There is also the TaxiBot, which Israel Aerospace Industries developed as project leader and which TLD manufactures. An aircraft’s pilot controls the TaxiBot, an electric vehicle that attaches itself to the aircraft’s nose gear and drives the aircraft to its runway, without resorting to use of the aircraft’s jet engines. This began operation at New Delhi International Airport in October 2018.
A different example of an autonomous vehicle is EasyMile’s TractEasy, an autonomous electric tow tractor. Based on TLD’s Jet 16 product, the TractEasy can drive up to 25 kilometres per hour, has a maximum traction capacity of 25 tonnes and employs laser radar, cameras, satellite navigation, inertial measurement units and odometry to navigate a pre-mapped area. It can be used indoors or outdoors, and is designed to operate alongside cars, pedestrians and bikes. A fleet of TractEasys would be run from a single control centre.

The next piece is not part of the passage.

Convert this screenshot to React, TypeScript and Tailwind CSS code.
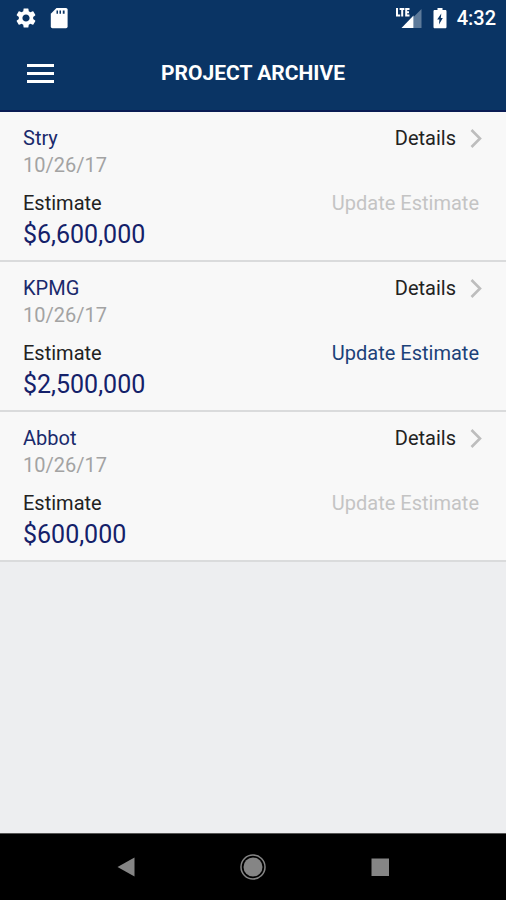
import { MdSettings } from 'react-icons/md'

type Project = {
  name: string
  date: string
  estimate: string
  canUpdate: boolean
}

const projects: Project[] = [
  { name: 'Stry', date: '10/26/17', estimate: '$6,600,000', canUpdate: false },
  { name: 'KPMG', date: '10/26/17', estimate: '$2,500,000', canUpdate: true },
  { name: 'Abbot', date: '10/26/17', estimate: '$600,000', canUpdate: false },
]

function SdCardIcon() {
  return (
    <svg width="18" height="22" viewBox="0 0 18 22" aria-hidden="true">
      <path fill="#fff" d="M6.5 1H16a1.6 1.6 0 0 1 1.6 1.6v17a1.6 1.6 0 0 1-1.600 1.600H2.400A1.600 1.600 0 0 1 .8 19.600V6.700z" />
      <path fill="#0a3464" d="M6.500 3.500H8v3.200H6.500zM9.500 3.500H11v3.200H9.500zM12.800 3.500h1.800v3.200h-1.800z" />
    </svg>
  )
}

function SignalIcon() {
  return (
    <svg width="28" height="22" viewBox="0 0 28 22" aria-hidden="true">
      <path fill="#5d7a9a" d="M26.500 2v19h-8V10z" />
      <path fill="#fff" d="M18.500 8.500V21H6.500z" />
      <path stroke="#fff" strokeWidth="2" fill="none" d="M2 1v7.500h3.200M4.600 2h4.800M7.200 2v7.500M14.500 2h-3.300v6.500h3.300M11 5.300h3" />
    </svg>
  )
}

function BatteryIcon() {
  return (
    <svg width="14" height="22" viewBox="0 0 14 22" aria-hidden="true">
      <path fill="#fff" d="M4.500 1h5v2h2.700c.8 0 1.300.5 1.300 1.300v15.600c0 .8-.5 1.300-1.300 1.300H1.800c-.8 0-1.300-.5-1.300-1.300V4.300C.5 3.500 1 3 1.800 3h2.700z" />
      <path fill="#0a3464" d="M8.300 6.500L7.800 11h2L6 17.500l.4-5H4.200z" />
    </svg>
  )
}

function StatusBar() {
  return (
    <div className="flex h-9 items-center justify-between pr-2.5 pl-3.5">
      <div className="flex items-center gap-3">
        <MdSettings className="size-6 text-white" />
        <SdCardIcon />
      </div>
      <div className="flex items-center">
        <SignalIcon />
        <span className="ml-2.5">
          <BatteryIcon />
        </span>
        <span className="ml-2.5 text-[20px] leading-6 font-medium">4:32</span>
      </div>
    </div>
  )
}

function ProjectRow({ project }: { project: Project }) {
  return (
    <li className="flex justify-between border-b-2 border-[#dadbdc] bg-[#f8f8f8] pt-[13px] pr-6 pb-[7px] pl-[23px]">
      <div>
        <h2 className="text-[20px] leading-[27px] text-[#1a2a6c]">{project.name}</h2>
        <p className="text-[20px] leading-[27px] text-[#a3a3a3]">{project.date}</p>
        <p className="mt-[11px] text-[20px] leading-[27px] text-[#222222]">Estimate</p>
        <p className="text-[25px] leading-[36px] text-[#14216a]">{project.estimate}</p>
      </div>
      <div className="flex flex-col items-end">
        <a href="#details" className="flex items-center gap-3.5 text-[20px] leading-[27px] text-[#222222]">
          Details
          <svg width="12" height="20" viewBox="0 0 12 20" fill="none" aria-hidden="true">
            <path d="M1.500 1L10 9.500 1.500 18" stroke="#bdbdbd" strokeWidth="2.600" />
          </svg>
        </a>
        <button
          type="button"
          disabled={!project.canUpdate}
          className="mt-[38px] mr-[3px] text-[20px] leading-[27px] text-[#1c4279] disabled:text-[#c4c4c4]"
        >
          Update Estimate
        </button>
      </div>
    </li>
  )
}

export default function App() {
  return (
    <div className="flex min-h-screen flex-col bg-[#edeef0] font-[Roboto,sans-serif]">
      <header className="border-b-2 border-[#0a1c54] bg-[#0a3464] text-white">
        <StatusBar />
        <div className="grid h-[74px] grid-cols-[1fr_auto_1fr] items-center px-[27px]">
          <button type="button" aria-label="Open menu" className="flex w-[27px] flex-col gap-[5px]">
            <span className="h-[3px] w-full bg-white" />
            <span className="h-[3px] w-full bg-white" />
            <span className="h-[3px] w-full bg-white" />
          </button>
          <h1 className="text-[21px] leading-6 font-bold">PROJECT ARCHIVE</h1>
        </div>
      </header>

      <main className="flex-1">
        <ul>
          {projects.map((project) => (
            <ProjectRow key={project.name} project={project} />
          ))}
        </ul>
      </main>

      <nav className="flex h-[67px] items-center justify-center gap-[101px] border-t border-[#555555] bg-black">
        <button type="button" aria-label="Back">
          <svg width="26" height="26" viewBox="0 0 26 26" aria-hidden="true">
            <path fill="#858585" d="M21.500 3.500v19L4.500 13z" />
          </svg>
        </button>
        <button type="button" aria-label="Home">
          <svg width="26" height="26" viewBox="0 0 26 26" aria-hidden="true">
            <circle cx="13" cy="13" r="12" fill="none" stroke="#858585" strokeWidth="1.500" />
            <circle cx="13" cy="13" r="9.500" fill="#858585" />
          </svg>
        </button>
        <button type="button" aria-label="Recent apps">
          <svg width="26" height="26" viewBox="0 0 26 26" aria-hidden="true">
            <path fill="#858585" d="M4.500 4.500H22V22H4.500z" />
          </svg>
        </button>
      </nav>
    </div>
  )
}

Swissport is looking to become an operator of autonomous GSE. Burgess notes: “Autonomous GSE is very much on our radar. Indeed, Swissport recently had a close collaboration with an airline and GSE manufacturer who has developed an autonomous passenger boarding stair capability.”
Burgess explains that Swissport is closely monitoring developments. Burgess thinks that the industry needs “a little more time to develop a strategy and business case for autonomous GSE on the ramp.” But, he’s confident that autonomous, electric GSE is part of the ramp of the future, and Swissport is monitoring developments closely.
Whether electric or fully autonomous, the combination of eGSE product maturity, availability of charging points and various other operational considerations all represent constraints on the full adoption of electric alternatives, even with government grants that can ease the financial burden. As in the case of privately owned cars, electric power is increasingly associated with autonomous operation in the GSE arena and there remain some questions surrounding airside electric vehicles and self-driving robots.